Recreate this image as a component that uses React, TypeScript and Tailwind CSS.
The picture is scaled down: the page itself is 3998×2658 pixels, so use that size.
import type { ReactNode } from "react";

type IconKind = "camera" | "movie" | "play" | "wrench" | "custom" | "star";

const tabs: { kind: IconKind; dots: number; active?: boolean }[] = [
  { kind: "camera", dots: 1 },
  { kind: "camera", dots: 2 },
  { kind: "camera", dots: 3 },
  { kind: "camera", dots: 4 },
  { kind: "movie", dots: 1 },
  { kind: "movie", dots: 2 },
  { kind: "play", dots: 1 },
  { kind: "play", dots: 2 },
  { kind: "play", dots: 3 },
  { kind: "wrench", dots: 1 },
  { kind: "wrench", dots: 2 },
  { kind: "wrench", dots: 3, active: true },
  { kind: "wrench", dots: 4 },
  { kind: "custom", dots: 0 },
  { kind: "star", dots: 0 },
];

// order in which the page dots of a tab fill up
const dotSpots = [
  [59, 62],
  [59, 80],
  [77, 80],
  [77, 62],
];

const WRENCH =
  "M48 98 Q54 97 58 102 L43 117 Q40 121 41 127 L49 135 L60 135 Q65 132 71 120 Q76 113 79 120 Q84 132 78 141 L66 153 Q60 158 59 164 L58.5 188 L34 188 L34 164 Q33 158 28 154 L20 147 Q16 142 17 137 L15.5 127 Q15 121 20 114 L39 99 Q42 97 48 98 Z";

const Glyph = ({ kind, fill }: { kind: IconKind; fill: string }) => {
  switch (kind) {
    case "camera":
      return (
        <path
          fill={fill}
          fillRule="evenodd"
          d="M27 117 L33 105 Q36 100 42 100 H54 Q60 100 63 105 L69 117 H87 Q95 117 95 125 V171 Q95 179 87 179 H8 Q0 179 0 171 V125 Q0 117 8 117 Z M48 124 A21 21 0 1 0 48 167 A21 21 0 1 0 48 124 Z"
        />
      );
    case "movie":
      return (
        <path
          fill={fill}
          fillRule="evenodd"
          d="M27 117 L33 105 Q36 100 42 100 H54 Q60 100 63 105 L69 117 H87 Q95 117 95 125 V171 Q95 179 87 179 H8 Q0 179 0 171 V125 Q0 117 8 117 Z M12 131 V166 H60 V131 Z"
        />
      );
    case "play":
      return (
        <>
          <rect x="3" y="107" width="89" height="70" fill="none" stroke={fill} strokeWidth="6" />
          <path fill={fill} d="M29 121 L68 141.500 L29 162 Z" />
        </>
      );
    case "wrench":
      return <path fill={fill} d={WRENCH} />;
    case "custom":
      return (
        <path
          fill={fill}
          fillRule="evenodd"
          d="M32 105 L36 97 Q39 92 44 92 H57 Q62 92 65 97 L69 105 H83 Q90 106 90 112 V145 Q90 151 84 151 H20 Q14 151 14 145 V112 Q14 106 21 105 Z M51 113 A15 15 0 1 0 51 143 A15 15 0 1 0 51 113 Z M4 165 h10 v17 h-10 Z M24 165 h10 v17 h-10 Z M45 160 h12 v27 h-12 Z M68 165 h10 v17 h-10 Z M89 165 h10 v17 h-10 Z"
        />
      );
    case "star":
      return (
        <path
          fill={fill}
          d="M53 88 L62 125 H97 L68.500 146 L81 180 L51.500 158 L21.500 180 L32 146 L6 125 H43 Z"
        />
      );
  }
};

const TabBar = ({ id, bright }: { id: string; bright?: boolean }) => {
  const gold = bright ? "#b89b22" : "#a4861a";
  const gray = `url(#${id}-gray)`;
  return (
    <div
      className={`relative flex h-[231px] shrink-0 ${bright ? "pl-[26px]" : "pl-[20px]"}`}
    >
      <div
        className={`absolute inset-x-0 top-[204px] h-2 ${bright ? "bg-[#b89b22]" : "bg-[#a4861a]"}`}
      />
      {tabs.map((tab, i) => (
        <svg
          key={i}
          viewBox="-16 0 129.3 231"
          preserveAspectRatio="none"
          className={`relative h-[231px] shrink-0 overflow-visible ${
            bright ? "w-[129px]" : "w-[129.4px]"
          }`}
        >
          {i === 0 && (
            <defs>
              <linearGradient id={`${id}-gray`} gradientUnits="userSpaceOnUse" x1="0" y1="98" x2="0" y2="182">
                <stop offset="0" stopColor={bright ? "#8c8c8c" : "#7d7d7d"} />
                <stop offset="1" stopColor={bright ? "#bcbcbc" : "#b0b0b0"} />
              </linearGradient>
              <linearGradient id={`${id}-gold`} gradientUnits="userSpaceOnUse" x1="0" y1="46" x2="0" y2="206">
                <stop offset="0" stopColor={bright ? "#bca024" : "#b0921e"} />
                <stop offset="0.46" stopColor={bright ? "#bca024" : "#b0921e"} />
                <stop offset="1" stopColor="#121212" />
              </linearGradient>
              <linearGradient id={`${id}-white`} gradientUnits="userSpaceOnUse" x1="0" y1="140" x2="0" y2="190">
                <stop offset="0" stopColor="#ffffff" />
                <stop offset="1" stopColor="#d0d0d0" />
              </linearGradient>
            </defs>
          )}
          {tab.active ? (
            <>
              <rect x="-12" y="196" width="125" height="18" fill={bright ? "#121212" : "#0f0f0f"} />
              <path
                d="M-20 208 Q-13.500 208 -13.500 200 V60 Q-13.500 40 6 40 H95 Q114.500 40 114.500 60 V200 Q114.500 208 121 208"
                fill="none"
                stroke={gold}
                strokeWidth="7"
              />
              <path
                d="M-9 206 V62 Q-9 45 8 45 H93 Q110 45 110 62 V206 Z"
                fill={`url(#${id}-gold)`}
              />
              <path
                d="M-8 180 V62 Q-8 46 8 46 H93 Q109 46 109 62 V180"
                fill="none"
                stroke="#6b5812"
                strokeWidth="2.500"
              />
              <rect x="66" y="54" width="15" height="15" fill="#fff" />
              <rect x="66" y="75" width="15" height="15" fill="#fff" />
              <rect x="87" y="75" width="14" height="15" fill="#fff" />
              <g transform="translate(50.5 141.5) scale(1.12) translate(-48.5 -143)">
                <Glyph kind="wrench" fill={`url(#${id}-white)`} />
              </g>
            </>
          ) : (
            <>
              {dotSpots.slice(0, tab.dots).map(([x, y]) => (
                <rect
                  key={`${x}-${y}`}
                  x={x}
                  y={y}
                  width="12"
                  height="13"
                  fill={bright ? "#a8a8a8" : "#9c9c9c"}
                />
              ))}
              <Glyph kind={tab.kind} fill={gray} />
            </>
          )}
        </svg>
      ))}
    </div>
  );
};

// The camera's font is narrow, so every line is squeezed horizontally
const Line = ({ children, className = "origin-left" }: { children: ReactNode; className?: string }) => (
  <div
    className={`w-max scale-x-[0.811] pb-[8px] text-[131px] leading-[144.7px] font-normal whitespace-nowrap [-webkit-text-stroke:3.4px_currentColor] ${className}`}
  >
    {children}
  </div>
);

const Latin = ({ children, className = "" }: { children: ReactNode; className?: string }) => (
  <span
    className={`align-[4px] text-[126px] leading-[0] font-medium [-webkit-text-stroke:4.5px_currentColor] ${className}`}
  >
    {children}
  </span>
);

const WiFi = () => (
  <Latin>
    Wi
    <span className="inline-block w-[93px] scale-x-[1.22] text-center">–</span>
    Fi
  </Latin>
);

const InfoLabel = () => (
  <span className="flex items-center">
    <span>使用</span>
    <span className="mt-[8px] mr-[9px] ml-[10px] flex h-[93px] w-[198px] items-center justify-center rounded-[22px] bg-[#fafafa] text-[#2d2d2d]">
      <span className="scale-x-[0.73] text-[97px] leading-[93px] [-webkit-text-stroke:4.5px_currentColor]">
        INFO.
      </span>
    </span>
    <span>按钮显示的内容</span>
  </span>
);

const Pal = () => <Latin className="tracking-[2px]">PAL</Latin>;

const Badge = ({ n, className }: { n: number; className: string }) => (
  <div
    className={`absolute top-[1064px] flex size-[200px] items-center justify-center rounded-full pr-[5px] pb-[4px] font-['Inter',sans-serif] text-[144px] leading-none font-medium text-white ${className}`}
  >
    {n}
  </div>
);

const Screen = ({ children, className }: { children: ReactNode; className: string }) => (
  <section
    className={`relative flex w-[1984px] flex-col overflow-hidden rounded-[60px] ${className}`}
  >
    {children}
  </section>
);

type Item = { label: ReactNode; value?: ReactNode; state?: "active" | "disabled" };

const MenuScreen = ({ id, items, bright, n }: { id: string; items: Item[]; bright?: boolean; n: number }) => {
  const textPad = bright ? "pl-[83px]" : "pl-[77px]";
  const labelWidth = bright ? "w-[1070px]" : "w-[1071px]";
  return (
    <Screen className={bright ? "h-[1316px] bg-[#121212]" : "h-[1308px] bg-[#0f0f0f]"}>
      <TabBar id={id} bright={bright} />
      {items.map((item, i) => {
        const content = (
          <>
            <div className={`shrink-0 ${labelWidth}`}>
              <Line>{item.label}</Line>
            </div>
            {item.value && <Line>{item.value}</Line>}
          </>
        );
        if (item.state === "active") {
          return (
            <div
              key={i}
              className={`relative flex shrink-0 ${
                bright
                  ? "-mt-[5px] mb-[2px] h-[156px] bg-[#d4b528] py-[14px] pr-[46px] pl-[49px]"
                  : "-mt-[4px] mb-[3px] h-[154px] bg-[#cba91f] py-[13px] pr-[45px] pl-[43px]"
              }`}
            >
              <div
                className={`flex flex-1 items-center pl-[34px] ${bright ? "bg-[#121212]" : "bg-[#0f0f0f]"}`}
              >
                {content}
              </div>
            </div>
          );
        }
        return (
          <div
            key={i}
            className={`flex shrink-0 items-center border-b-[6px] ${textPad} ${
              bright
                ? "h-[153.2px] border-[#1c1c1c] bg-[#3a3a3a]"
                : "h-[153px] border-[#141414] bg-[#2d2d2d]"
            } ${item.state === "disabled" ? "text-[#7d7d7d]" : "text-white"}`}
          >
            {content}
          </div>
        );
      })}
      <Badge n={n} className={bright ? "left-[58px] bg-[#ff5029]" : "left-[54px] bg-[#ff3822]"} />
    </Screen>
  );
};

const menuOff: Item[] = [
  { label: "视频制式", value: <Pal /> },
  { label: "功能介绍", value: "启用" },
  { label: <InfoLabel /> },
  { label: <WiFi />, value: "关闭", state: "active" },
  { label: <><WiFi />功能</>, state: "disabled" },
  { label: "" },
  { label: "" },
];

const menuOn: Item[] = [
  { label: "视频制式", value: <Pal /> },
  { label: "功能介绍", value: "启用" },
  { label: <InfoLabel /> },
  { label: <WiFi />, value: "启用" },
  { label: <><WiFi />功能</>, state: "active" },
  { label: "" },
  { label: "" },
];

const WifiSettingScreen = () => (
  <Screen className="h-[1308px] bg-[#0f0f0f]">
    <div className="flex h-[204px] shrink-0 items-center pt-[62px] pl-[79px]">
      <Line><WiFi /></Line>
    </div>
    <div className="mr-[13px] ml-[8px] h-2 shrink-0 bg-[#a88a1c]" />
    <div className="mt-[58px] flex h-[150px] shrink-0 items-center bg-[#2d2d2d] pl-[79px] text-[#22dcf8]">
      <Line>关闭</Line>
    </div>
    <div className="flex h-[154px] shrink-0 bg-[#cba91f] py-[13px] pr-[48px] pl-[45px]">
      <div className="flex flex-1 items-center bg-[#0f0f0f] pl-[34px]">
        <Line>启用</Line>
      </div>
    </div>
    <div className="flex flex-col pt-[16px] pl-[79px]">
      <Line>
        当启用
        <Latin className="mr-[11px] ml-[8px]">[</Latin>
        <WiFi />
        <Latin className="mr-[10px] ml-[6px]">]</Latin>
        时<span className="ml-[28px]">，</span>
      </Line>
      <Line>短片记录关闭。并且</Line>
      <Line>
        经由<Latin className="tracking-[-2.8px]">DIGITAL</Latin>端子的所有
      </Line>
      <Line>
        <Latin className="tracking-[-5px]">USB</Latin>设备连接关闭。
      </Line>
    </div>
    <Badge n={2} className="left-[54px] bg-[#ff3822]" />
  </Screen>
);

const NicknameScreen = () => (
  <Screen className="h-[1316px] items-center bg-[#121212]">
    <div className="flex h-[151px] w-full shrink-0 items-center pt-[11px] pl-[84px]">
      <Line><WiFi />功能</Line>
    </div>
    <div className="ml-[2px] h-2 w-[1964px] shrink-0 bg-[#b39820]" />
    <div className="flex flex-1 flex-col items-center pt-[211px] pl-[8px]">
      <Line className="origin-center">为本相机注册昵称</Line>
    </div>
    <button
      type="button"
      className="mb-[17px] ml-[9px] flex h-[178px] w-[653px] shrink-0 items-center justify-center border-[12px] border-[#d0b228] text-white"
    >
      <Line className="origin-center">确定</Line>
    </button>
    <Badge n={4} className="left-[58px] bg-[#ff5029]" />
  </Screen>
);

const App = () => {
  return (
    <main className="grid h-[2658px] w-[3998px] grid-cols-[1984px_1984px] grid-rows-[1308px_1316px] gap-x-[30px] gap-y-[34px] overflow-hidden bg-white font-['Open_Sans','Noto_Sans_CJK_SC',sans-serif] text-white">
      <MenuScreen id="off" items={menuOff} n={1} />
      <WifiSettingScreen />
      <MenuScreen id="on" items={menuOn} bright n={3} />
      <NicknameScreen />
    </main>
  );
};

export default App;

> PROBLEM STATEMENT
Write out each line exactly as it appears, from the line with "The picture is" up to and including the line with "102 L43 117".

> ANSWER TO THE TASK
The picture is scaled down: the page itself is 3998×2658 pixels, so use that size.
import type { ReactNode } from "react";

type IconKind = "camera" | "movie" | "play" | "wrench" | "custom" | "star";

const tabs: { kind: IconKind; dots: number; active?: boolean }[] = [
  { kind: "camera", dots: 1 },
  { kind: "camera", dots: 2 },
  { kind: "camera", dots: 3 },
  { kind: "camera", dots: 4 },
  { kind: "movie", dots: 1 },
  { kind: "movie", dots: 2 },
  { kind: "play", dots: 1 },
  { kind: "play", dots: 2 },
  { kind: "play", dots: 3 },
  { kind: "wrench", dots: 1 },
  { kind: "wrench", dots: 2 },
  { kind: "wrench", dots: 3, active: true },
  { kind: "wrench", dots: 4 },
  { kind: "custom", dots: 0 },
  { kind: "star", dots: 0 },
];

// order in which the page dots of a tab fill up
const dotSpots = [
  [59, 62],
  [59, 80],
  [77, 80],
  [77, 62],
];

const WRENCH =
  "M48 98 Q54 97 58 102 L43 117 Q40 121 41 127 L49 135 L60 135 Q65 132 71 120 Q76 113 79 120 Q84 132 78 141 L66 153 Q60 158 59 164 L58.5 188 L34 188 L34 164 Q33 158 28 154 L20 147 Q16 142 17 137 L15.5 127 Q15 121 20 114 L39 99 Q42 97 48 98 Z";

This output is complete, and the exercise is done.